Andrew Hamilton, Oxford University’s current Vice-Chancellor, will leave in December in order to take the Presidency of New York University.
Hamilton has been in his job since 2009, making him the second longest serving Vice-Chancellor of the modern era. Whilst the University has already announced that Professor Hamilton will leave, it previously stated that he will complete his seven-year term of office, which does not finish until September 2016. His successor is set to be announced by early June 2015.
“I am delighted to be selected as NYU’s 16th president,” Hamilton said in a statement. “I have been a keen observer of NYU, it’s accomplishments, its trajectory, and its renowned president, John Sexton, for some time.” Hamilton was unanimously selected from a pool of over 200 nominees by a Search Committee of NYU trustees, faculty, students, and administrators.
The former Chemistry professor said he was “delighted to have been part of a very exciting, dynamic and successful time in Oxford’s long and illustrious history,” and described New York University as a “game-changer in a field in which that is uncommon”.
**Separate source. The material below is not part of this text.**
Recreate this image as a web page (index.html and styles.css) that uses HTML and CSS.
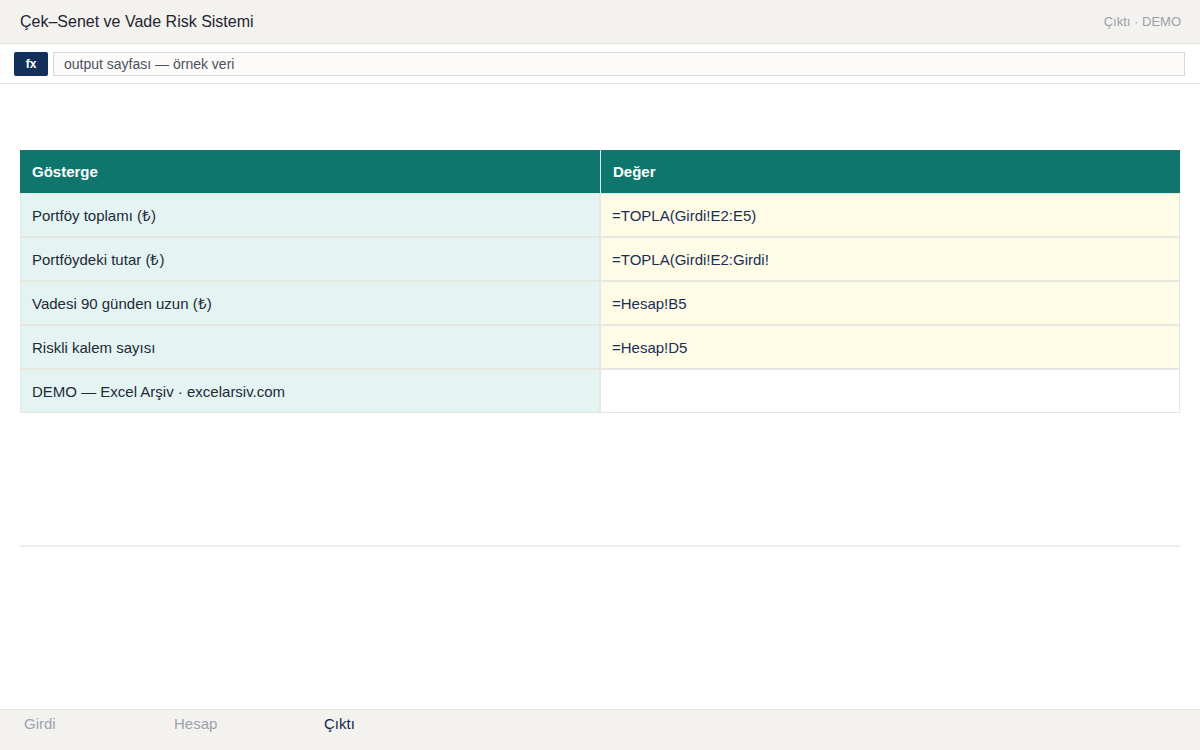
FILE: index.html
```html
<!DOCTYPE html>
<html lang="tr">
<head>
    <meta charset="UTF-8">
    <meta name="viewport" content="width=device-width, initial-scale=1.0">
    <title>Çek–Senet ve Vade Risk Sistemi</title>
    <link rel="stylesheet" href="styles.css">
</head>
<body>
    <div class="top-bar">
        <div class="app-title">Çek–Senet ve Vade Risk Sistemi</div>
        <div class="sheet-name">Çıktı · DEMO</div>
    </div>

    <div class="formula-bar">
        <span class="fx">fx</span>
        <div class="formula-input">output sayfası — örnek veri</div>
    </div>

    <div class="sheet">
        <table class="grid">
            <thead>
                <tr>
                    <th>Gösterge</th>
                    <th>Değer</th>
                </tr>
            </thead>
            <tbody>
                <tr>
                    <td class="label">Portföy toplamı (₺)</td>
                    <td class="value">=TOPLA(Girdi!E2:E5)</td>
                </tr>
                <tr>
                    <td class="label">Portföydeki tutar (₺)</td>
                    <td class="value">=TOPLA(Girdi!E2:Girdi!</td>
                </tr>
                <tr>
                    <td class="label">Vadesi 90 günden uzun (₺)</td>
                    <td class="value">=Hesap!B5</td>
                </tr>
                <tr>
                    <td class="label">Riskli kalem sayısı</td>
                    <td class="value">=Hesap!D5</td>
                </tr>
                <tr>
                    <td class="label">DEMO — Excel Arşiv · excelarsiv.com</td>
                    <td class="empty"></td>
                </tr>
            </tbody>
        </table>
    </div>

    <div class="tabs">
        <span class="tab">Girdi</span>
        <span class="tab">Hesap</span>
        <span class="tab active">Çıktı</span>
    </div>
</body>
</html>
```

FILE: styles.css
```css
html, body {
    height: 100%;
}
body {
    margin: 0;
    font-family: "Liberation Sans", Arial, sans-serif;
    color: #1f2937;
    background-color: #ffffff;
    display: flex;
    flex-direction: column;
}
.top-bar {
    height: 43px;
    display: flex;
    align-items: center;
    justify-content: space-between;
    padding: 0 19px 0 20px;
    background-color: #f3f2ee;
    border-bottom: 1px solid #e6e3dd;
}
.app-title {
    font-size: 16px;
    color: #1f2430;
}
.sheet-name {
    font-size: 13px;
    color: #9ca1ab;
}
.formula-bar {
    height: 39px;
    display: flex;
    align-items: center;
    gap: 5px;
    padding: 0 15px 0 14px;
    border-bottom: 1px solid #e6e3dd;
}
.fx {
    width: 34px;
    height: 24px;
    display: flex;
    align-items: center;
    justify-content: center;
    background-color: #12305a;
    color: #ffffff;
    font-size: 12px;
    font-weight: bold;
    border-radius: 2px;
}
.formula-input {
    flex: 1;
    height: 22px;
    line-height: 22px;
    padding: 0 10px;
    font-size: 14px;
    color: #4b5160;
    background-color: #fcfbf9;
    border: 1px solid #ddd9d2;
}
.sheet {
    flex: 1;
    padding: 66px 20px 0;
}
.grid {
    width: 100%;
    border-collapse: separate;
    border-spacing: 0;
    font-size: 15px;
    padding-bottom: 132px;
    border-bottom: 2px solid #efede9;
}
.grid th {
    height: 43px;
    padding: 0 12px;
    text-align: left;
    font-weight: 600;
    font-size: 15px;
    color: #ffffff;
    background-color: #0f766e;
}
.grid th + th {
    border-left: 1px solid #e4f1ee;
}
.grid td {
    width: 50%;
    height: 42px;
    padding: 0 11px;
    border: 1px solid #e8e6e1;
}
.grid td.label {
    background-color: #e3f4f2;
    color: #1f2937;
}
.grid td.value {
    background-color: #fefbe7;
    color: #1b2f55;
}
.grid td.empty {
    background-color: #ffffff;
}
.tabs {
    height: 40px;
    display: flex;
    padding-left: 24px;
    background-color: #f3f2ee;
    border-top: 1px solid #e6e3dd;
}
.tab {
    width: 150px;
    padding-top: 5px;
    font-size: 15px;
    color: #9ca3af;
}
.tab.active {
    color: #14264a;
}
```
Noting Hamilton’s previous post as provost of Yale University, John Sexton told The OxStu: “Over the years, I have watched Andrew Hamilton as he brought his formidable talents to great universities like Yale and Oxford and then used those talents to preserve their greatness and to build upon it.”
Hamilton has faced substantial student criticism in recent years for his University salary, which stood at £339,000 in January 2015 (£442,000 including benefits and pension) – the third-highest of any Vice-Chancellor in the country. Activist student groups like Oxford Defend Education have previously condemned Hamilton’s salary as excessively high, noting that he earns more money in two weeks than the University’s lowest-paid full-time employee earns in an entire year.
The University has repeatedly defended Hamilton’s pay on account of Oxford’s “great institutional complexity” and “vast” research output, arguing that the University “must remain globally competitive and its Vice-Chancellor’s remuneration needs to reflect that.”
At NYU, John Sexton ranks amongst the highest-paid presidents in academia, with a total annual salary of $1.5 million. He is scheduled to receive a $2.5 million “length of service” bonus in 2015. Even in retirement, Sexton will receive $800,000 annually—an amount much greater than Hamilton’s current salary as vice-chancellor.
During his tenure, Sexton has more than doubled NYU’s endowment and financial aid budget. However, with its endowment of $3.5 billion, relatively small compared to its rivals, NYU has also faced criticism for leaving students with enormous debts.